The 403rd Civil Affairs Battalion received authority from the 404th CA Battalion through a transfer of authority ceremony on Camp Lemonnier, Oct. 13.
Both the 403rd and 404th are reserve forces, their soldiers utilizing their civilian skills to help mission accomplishment in deployed environments.
In Djibouti, serving under the Combined Joint Task Force Horn of Africa, the CA mission is spread across the combined joint operating area, ranging from veterinarian and medical assistance, security training, in countries like Tanzania, Uganda and Kenya, to English discussion groups here in Djibouti. All while working with leaders to ensure partnerships are strengthened.
Lt. Col. Stefan Adamcik, 404th CA Battalion commander, felt the 404th was leaving on a good note.
“I think my battalion did magnificently; we’re very excited to be going home,” said Adamcik. “It’s been a long tour and we’ve done a lot, so we’re looking forward to getting back to our families and home.”
This is Adamcik’s fourth tour in Djibouti.
“I think CJTF-HOA in the present configuration, it’s the best it’s ever been,” said Adamcik. “We’ve got the best balance of focus on all the theater countries. I just have a really good feeling about it.”
For the incoming battalion, he left a few words of advice.

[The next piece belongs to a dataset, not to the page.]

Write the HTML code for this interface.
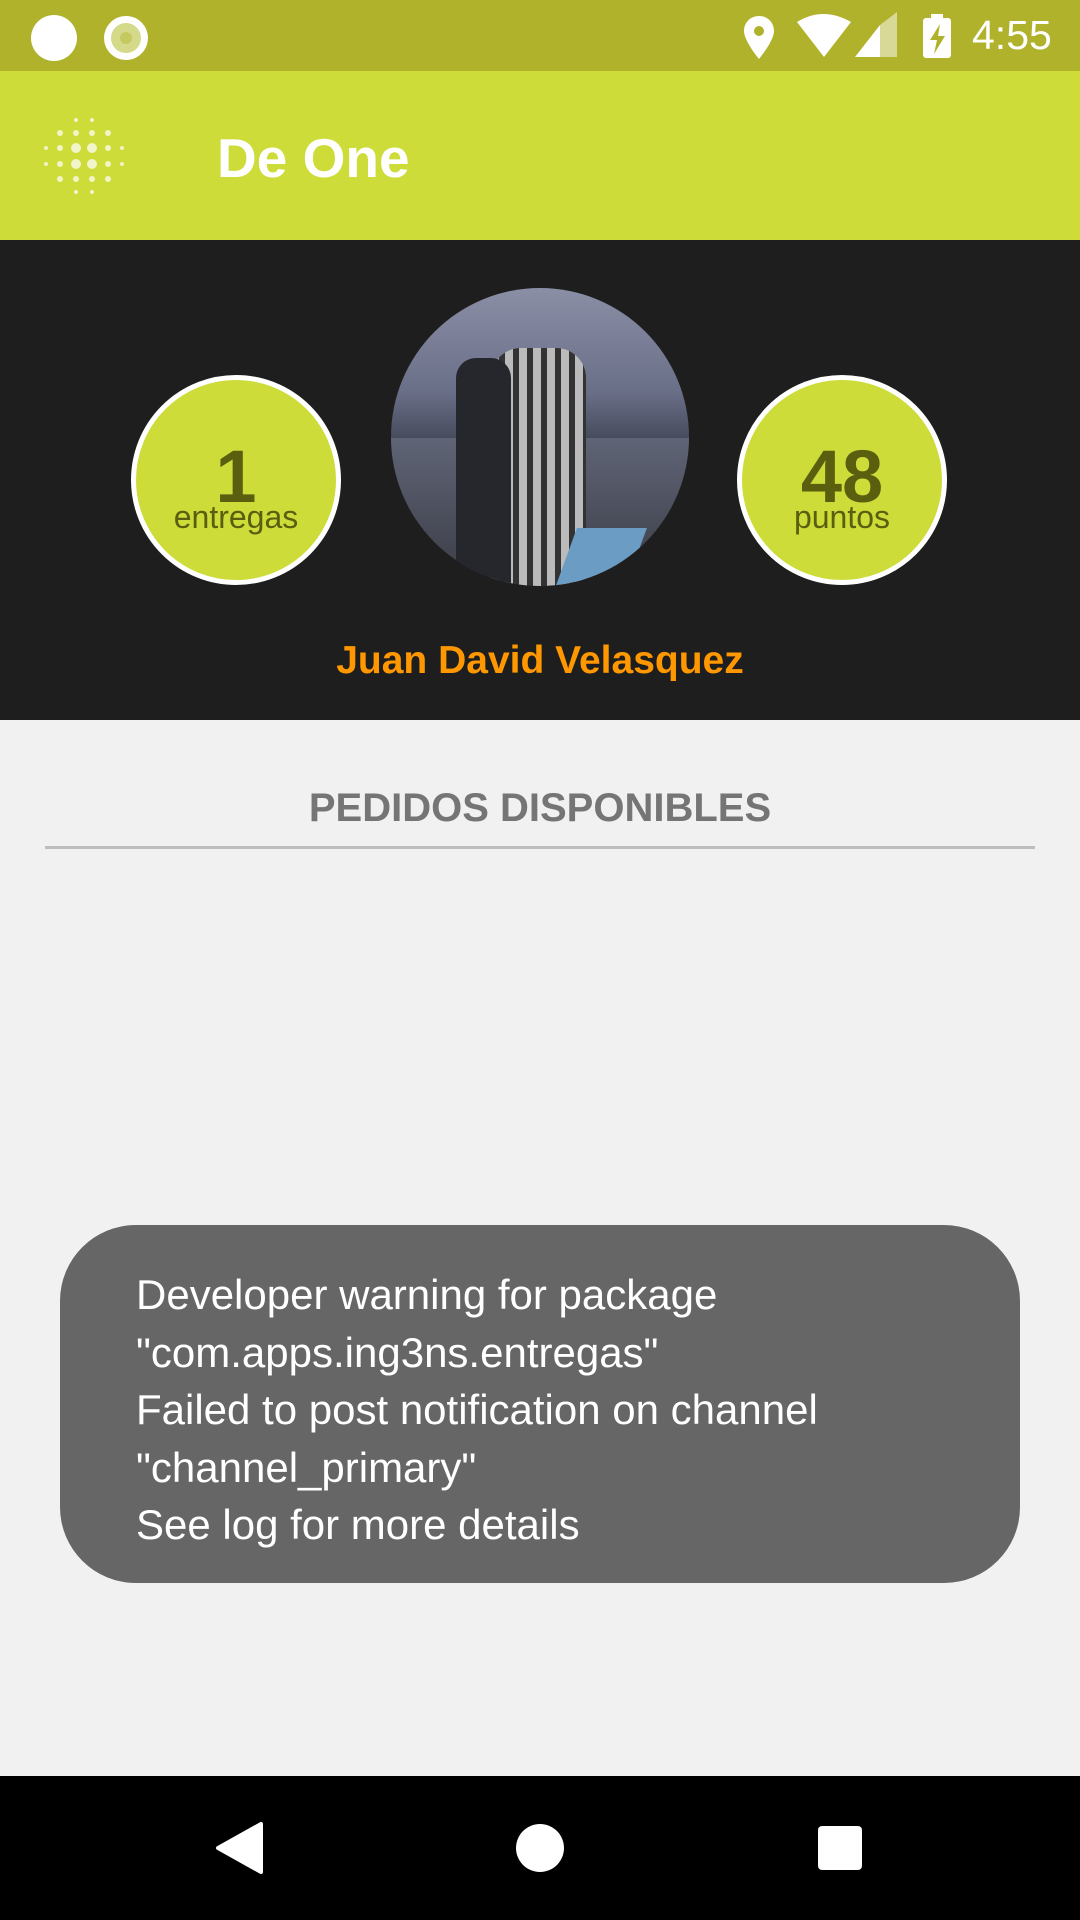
<!DOCTYPE html>
<html><head><meta charset="utf-8"><style>
*{margin:0;padding:0;box-sizing:border-box}
body{width:1080px;height:1920px;background:#f1f1f1;position:relative;overflow:hidden;font-family:"Liberation Sans",sans-serif}
.abs{position:absolute}
.stat{top:0;left:0;width:1080px;height:71px;background:#b0b22c}
.bar{top:71px;left:0;width:1080px;height:169px;background:#cddc39}
.dark{top:240px;left:0;width:1080px;height:480px;background:#1e1e1e}
.circ{width:210px;height:210px;border-radius:50%;background:#cddc39;border:5px solid #fff;text-align:center;color:#5a5f10}
.circ b{display:block;font-size:74px;line-height:74px;margin-top:60px;font-weight:bold}
.circ span{display:block;font-size:32px;line-height:30px;margin-top:-12px}
.toast{left:60px;top:1225px;width:960px;height:358px;border-radius:76px;background:#666;color:#fff;font-family:"Liberation Sans Narrow","Liberation Sans",sans-serif;font-size:42px;line-height:57.5px;padding:41px 0 0 76px}
.nav{left:0;top:1776px;width:1080px;height:144px;background:#000}
</style></head><body>
<div class="abs stat"></div>
<div class="abs" style="left:31px;top:15px;width:46px;height:46px;border-radius:50%;background:#fff"></div>
<div class="abs" style="left:104px;top:16px;width:44px;height:44px;border-radius:50%;background:#fff"></div>
<div class="abs" style="left:111px;top:23px;width:30px;height:30px;border-radius:50%;background:#d5d98a"></div>
<div class="abs" style="left:120px;top:32px;width:12px;height:12px;border-radius:50%;background:#c4ca60"></div>
<svg class="abs" style="left:735px;top:12px" width="240" height="50" viewBox="0 0 240 50">
<path d="M24 4c-9 0-15 7-15 15 0 10 15 28 15 28s15-18 15-28c0-8-6-15-15-15zm0 20a5 5 0 1 1 0-10 5 5 0 0 1 0 10z" fill="#fff"/>
<path d="M62 10 Q88 -6 116 10 L89 45Z" fill="#fff"/>
<path d="M120 45 L145 13 L145 45Z" fill="#fff"/>
<path d="M145 13 L162 0 L162 45 L145 45Z" fill="#fff" opacity=".5"/>
<rect x="188" y="6" width="28" height="40" rx="3" fill="#fff"/>
<rect x="196" y="2" width="12" height="6" fill="#fff"/>
<path d="M205 12 L195 28 L202 28 L199 42 L210 24 L203 24Z" fill="#b0b22c"/>
</svg>
<div class="abs" style="left:972px;top:12px;color:#fff;font-size:41px">4:55</div>
<div class="abs bar"></div>
<svg class="abs" style="left:44px;top:116px" width="80" height="80" viewBox="0 0 80 80" fill="#f1f5c8">
<g>
<circle cx="32" cy="4" r="2"/><circle cx="48" cy="4" r="2"/>
<circle cx="16" cy="17" r="3"/><circle cx="32" cy="17" r="3"/><circle cx="48" cy="17" r="3"/><circle cx="64" cy="17" r="3"/>
<circle cx="2" cy="32" r="2"/><circle cx="16" cy="32" r="3"/><circle cx="32" cy="32" r="5"/><circle cx="48" cy="32" r="5"/><circle cx="64" cy="32" r="3"/><circle cx="78" cy="32" r="2"/>
<circle cx="2" cy="48" r="2"/><circle cx="16" cy="48" r="3"/><circle cx="32" cy="48" r="5"/><circle cx="48" cy="48" r="5"/><circle cx="64" cy="48" r="3"/><circle cx="78" cy="48" r="2"/>
<circle cx="16" cy="63" r="3"/><circle cx="32" cy="63" r="3"/><circle cx="48" cy="63" r="3"/><circle cx="64" cy="63" r="3"/>
<circle cx="32" cy="76" r="2"/><circle cx="48" cy="76" r="2"/>
</g></svg>
<div class="abs" style="left:217px;top:126px;color:#fff;font-size:55px;font-weight:bold">De One</div>
<div class="abs dark"></div>
<div class="abs circ" style="left:131px;top:375px"><b>1</b><span>entregas</span></div>
<div class="abs circ" style="left:737px;top:375px"><b>48</b><span>puntos</span></div>
<div class="abs" style="left:391px;top:288px;width:298px;height:298px;border-radius:50%;overflow:hidden;background:linear-gradient(180deg,#8a8fa6 0%,#6a6f88 35%,#3c4150 55%,#2a2d35 100%)">
<div class="abs" style="left:0;top:150px;width:298px;height:148px;background:linear-gradient(180deg,#5f6476,#3a3c45)"></div>
<div class="abs" style="left:100px;top:60px;width:95px;height:240px;border-radius:30px 30px 0 0;background:repeating-linear-gradient(90deg,#bbb 0 8px,#333 8px 14px)"></div>
<div class="abs" style="left:65px;top:70px;width:55px;height:230px;background:#26272c;border-radius:20px 20px 0 0"></div>
<div class="abs" style="left:175px;top:240px;width:70px;height:60px;background:#6a9cc4;transform:skewX(-20deg)"></div>
</div>
<div class="abs" style="left:0;top:639px;width:1080px;text-align:center;color:#ff9800;font-size:39px;font-weight:bold">Juan David Velasquez</div>
<div class="abs" style="left:0;top:786px;width:1080px;text-align:center;color:#757575;font-size:40px;font-weight:bold">PEDIDOS DISPONIBLES</div>
<div class="abs" style="left:45px;top:846px;width:990px;height:3px;background:#bdbdbd"></div>
<div class="abs toast">Developer warning for package<br>"com.apps.ing3ns.entregas"<br>Failed to post notification on channel<br>"channel_primary"<br>See log for more details</div>
<div class="abs nav"></div>
<svg class="abs" style="left:0;top:1776px" width="1080" height="144">
<path d="M218 72 L261 48 L261 96Z" fill="#fff" stroke="#fff" stroke-width="4" stroke-linejoin="round"/>
<circle cx="540" cy="72" r="24" fill="#fff"/>
<rect x="818" y="50" width="44" height="44" rx="4" fill="#fff"/>
</svg>
</body></html>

“Flexibility, agility of thought, always to approach a problem set with all the tools that CA trains to do and be flexible about it,” said Adamcik. “Things can change; it’s a dynamic theater.”
Adamcik reflected on what he thinks his battalion did best.
“We were able to never fail the command,” said Adamcik. “Whenever they asked for a mission, they wanted us to be somewhere, we were there. We were able also to be predictive about what CJTF HOA needed. We gave them more than what they asked for many times.”
Lt. Col. Scott Kim, 403rd CA BN commander, looks forward to taking command of the CA mission.
“I feel great; they set us up for success,” said Kim. “They [the 404th] have definitely moved the needle in a noticeable way. They have built the reputation of Civil Affairs, and I think they’ve helped some of the joint staff better understand what our role is.
Kim, like many of his soldiers, has deployed to Djibouti in the past.
“I have a number of soldiers who have deployed here as recent as two years ago,” said Kim. “We’re excited to come back because the operating environment has matured a bit, so that it’s more understanding of civil affairs. The new soldiers are excited to be here because it’s their first deployment. From talking to the previous battalion, they realize this is a good time to be here.”